GaussianMixture models have several prediction methods. To use them as anomaly detectors, it is important to know the probability density that each observation has according to the model. This value can be obtained with the score_samples() method. The documentation indicates that this method returns the logarithm of the probability, but strictly speaking, it is the logarithm of the probability density. This is why, if the logarithm is reversed with the exponential function, values greater than 1 are obtained.

# Log probability prediction
# ==============================================================================
log_probability_predicted = gmm_model.score_samples(X=data_X)
log_probability_predicted

array([ 11.05595431,   9.18897279,   9.58042572, ...,  -5.78051384,
        -8.01073077, -20.51751524], shape=(1831,))

# Distribution of probabilities (log density)
# ==============================================================================
fig, ax = plt.subplots(figsize=(6, 3))
sns.kdeplot(
    data      = log_probability_predicted,
    fill      = True,
    linewidth = 1,
    color     = 'blue',
    ax        = ax
)
sns.rugplot(
    data  = log_probability_predicted,
    color = 'blue',
    ax    = ax
)
ax.set_title('Prediction Distribution')
ax.set_xlabel('Log probability density')
plt.tight_layout()

Anomaly Detection¶

Once the probability density of each observation according to the model is calculated, it can be used as a criterion to identify anomalies.
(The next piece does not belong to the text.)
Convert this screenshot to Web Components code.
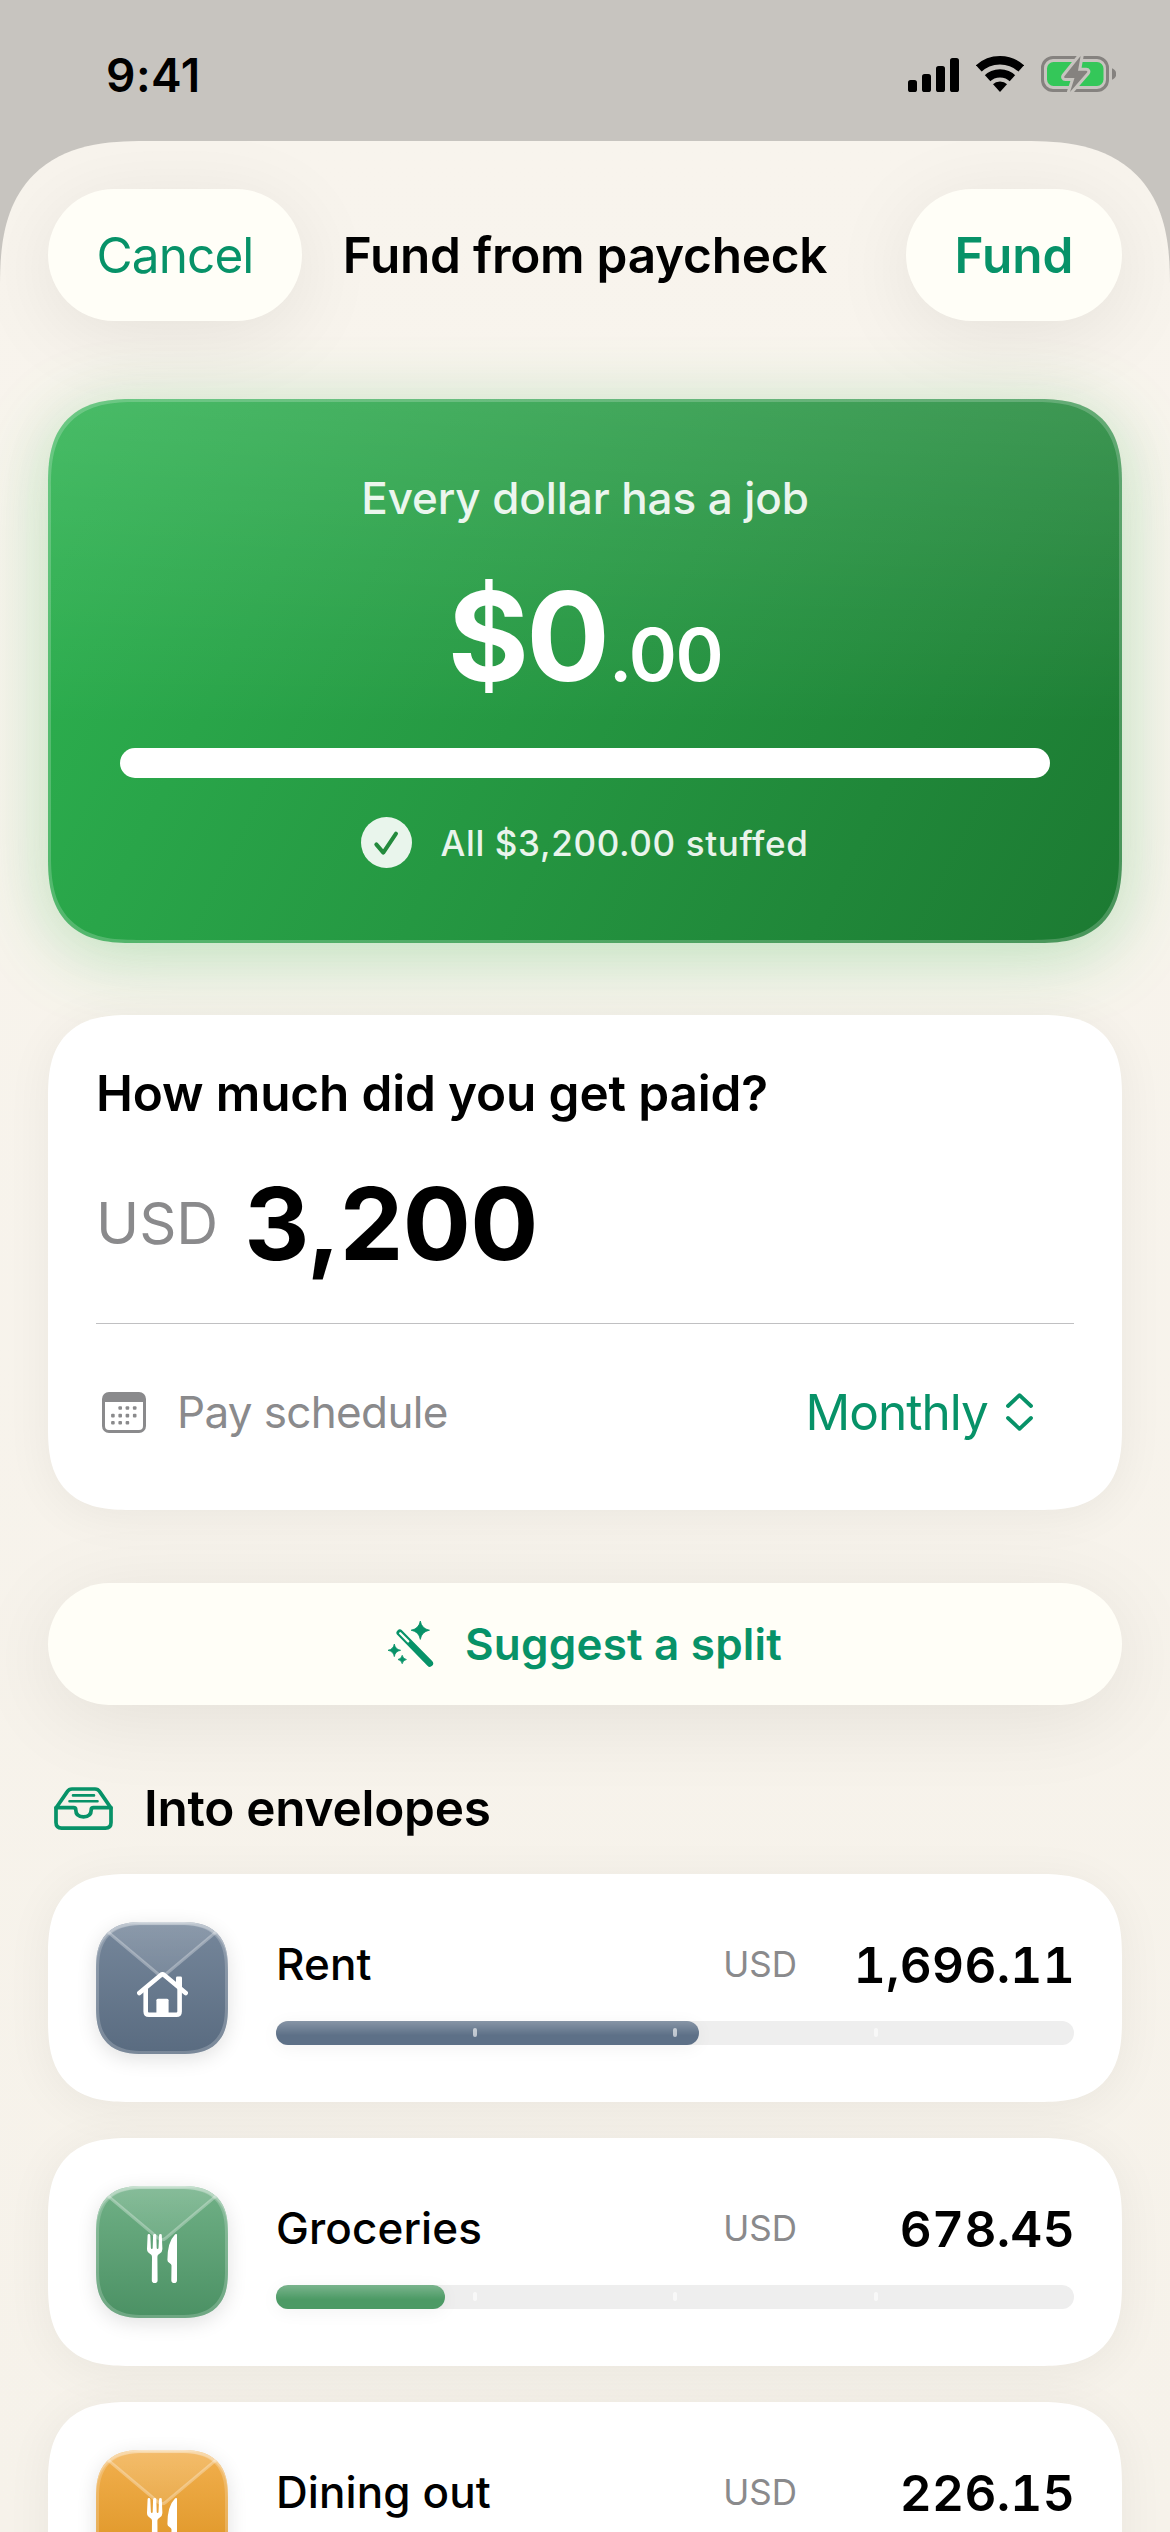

Observations with very low predicted probability would be expected to be anomalous.

In practice, if this detection strategy is being used, it is because labeled data is not available, i.e., it is not known which observations are actually anomalies. However, as in this example we have the actual classification, we can verify if anomalous data actually has lower probabilities.

# Distribution of anomaly values
# ==============================================================================
df_results = pd.DataFrame({
                    'log_probability' : log_probability_predicted,
                    'anomaly' : data_y
                })

fig, ax = plt.subplots(figsize=(4, 3))
sns.boxplot(
    x     = 'anomaly',
    y     = 'log_probability',
    hue   = 'anomaly',
    data  = df_results,
    ax    = ax
)
ax.set_title('GMM Prediction Distribution')
ax.set_ylabel('Log probability density')
ax.set_xlabel('classification (0 = normal, 1 = anomaly)')
ax.get_legend().remove();

The distribution of the logarithm of probability (density) in the anomaly group is lower. However, due to considerable overlap, if the n observations with the lowest probability are classified as anomalies, false positive errors would occur.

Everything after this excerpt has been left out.